Okay. We talked about in the press release, and I mentioned it here earlier, we're following up with some past successes, not a couple of plays that we haven't done recently. One of the questions was the Viking, the Bluesky. It's not something that people, I guess, you know, the investors hear a lot about. Maybe I get Mike to elaborate a little bit on what we're pursuing there in the Viking, the Bluesky here this year, later, later part of this year.
You bet, JP. It has been a little while since we dipped our toe into the Viking. We drilled our first Viking well about two years ago. That was a fairly successful first test for us on our lands. We're looking to wrap up actually the second well and do all that in the Viking right now. We see a material amount of upside on our land base in the Viking and also on the Bluesky. We haven't actually drilled a Bluesky for a while. I think that goes back about five years, to 2020. We did inherit, as part of the Repsol acquisition, a Bluesky well that Repsol had drilled that I believe we completed. That turned out to be quite a good well. Again, material upside in the Bluesky on our existing land position.

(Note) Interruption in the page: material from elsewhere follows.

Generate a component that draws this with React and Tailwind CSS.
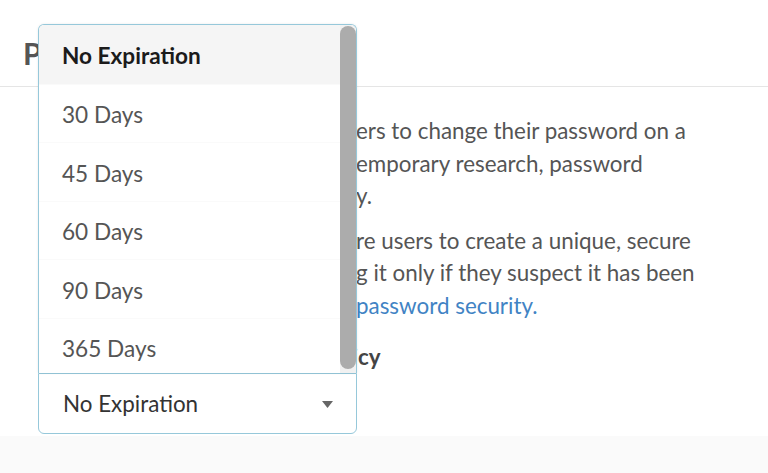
import React from "react"

const options = ["No Expiration", "30 Days", "45 Days", "60 Days", "90 Days", "365 Days"]

const lines = [
  [
    ["Auth0 does not recommend forcing us", "ers to change their password on a"],
    ["regular basis. According to cont", "emporary research, password"],
    ["expiration weakens overall securit", "y."],
  ],
  [
    ["Instead, we recommend that you requi", "re users to create a unique, secure"],
    ["password and consider changin", "g it only if they suspect it has been"],
  ],
]

function Line({ prefix, suffix, link, cut = "w-[318px]" }) {
  return (
    <div className="flex whitespace-nowrap">
      <span className={cut + " shrink-0 overflow-hidden flex justify-end"}>{prefix}</span>
      <span className={link ? "text-[#4183c4]" : ""}>{suffix}</span>
    </div>
  )
}

function ExpirationSelect() {
  return (
    <div className="relative w-[319px]">
      {/* open menu, upward */}
      <div className="absolute bottom-full left-0 w-full h-[349px] flex bg-white border border-b-0 border-[#96c8da] rounded-t-[6px] overflow-hidden shadow-[0_0_3px_0_rgba(0,0,0,0.08)]">
        <div className="flex-1 overflow-hidden">
          {options.map((opt, i) => (
            <div
              key={opt}
              className={
                "h-[58.5px] flex items-center pl-[23px] pt-[4px] text-[22.6px] " +
                (i === 0
                  ? "bg-[#f5f5f5] font-bold text-[#1b1b1b]"
                  : "border-t border-[#fafafa] text-[#555]")
              }
            >
              {opt}
            </div>
          ))}
        </div>
        <div className="w-[16px] bg-[#f1f1f1] pt-[1px] pb-[4px] flex">
          <div className="flex-1 rounded-full bg-[#acacac]" />
        </div>
      </div>

      <div className="h-[61px] border border-[#96c8da] rounded-b-[6px] bg-white flex items-center justify-between pl-[24px] pr-[23px] pt-[1px] text-[22.4px] text-[#333]">
        <span>No Expiration</span>
        <svg width="11" height="7" viewBox="0 0 11 7">
          <path d="M0 0h11L5.5 7z" fill="#666" />
        </svg>
      </div>
    </div>
  )
}

export default function App() {
  return (
    <div className="min-h-[473px] bg-white font-['Lato',sans-serif] overflow-hidden">
      <div className="h-[87px] border-b border-[#e5e5e5] px-[23px] pt-[31px]">
        <h2 className="text-[30px] font-bold text-[#555]">Password Policy</h2>
      </div>

      <div className="pl-[38px] pt-[28px]">
        {lines.map((para, p) => (
          <div key={p} className="text-[22.4px] leading-[32.5px] text-[#555] mb-[12px]">
            {para.map(([a, b]) => (
              <Line key={b} prefix={a} suffix={b} />
            ))}
            {p === 1 && (
              <Line prefix="compromised. Learn more about " suffix="password security." link />
            )}
          </div>
        ))}

        <label className="block mt-[21px] mb-[2px] text-[22.4px] leading-[28px] font-bold text-[#444]">
          <Line prefix="Password Expiration Poli" suffix="cy" cut="w-[320px]" />
        </label>
        <ExpirationSelect />
      </div>

      <div className="mt-[2px] h-[60px] bg-[#fafafa]" />
    </div>
  )
}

We are drilling the first Bluesky well currently, and we have a couple more planned for the remainder of the year. If the results come in as expected in these two zones, we will be more aggressive with them in the future.
Thanks, Mike. I don't know if there's any more questions from the phone lines.
As a reminder, ladies and gentlemen, let's star one-one to ask the question. I'm showing no further questions in the queue.
Okay. Thanks for tuning in, folks. We'll see you on the next call in November.
Ladies and gentlemen, that concludes today's conference call. Thank you for your participation. You may now disconnect. Everyone, have a wonderful day.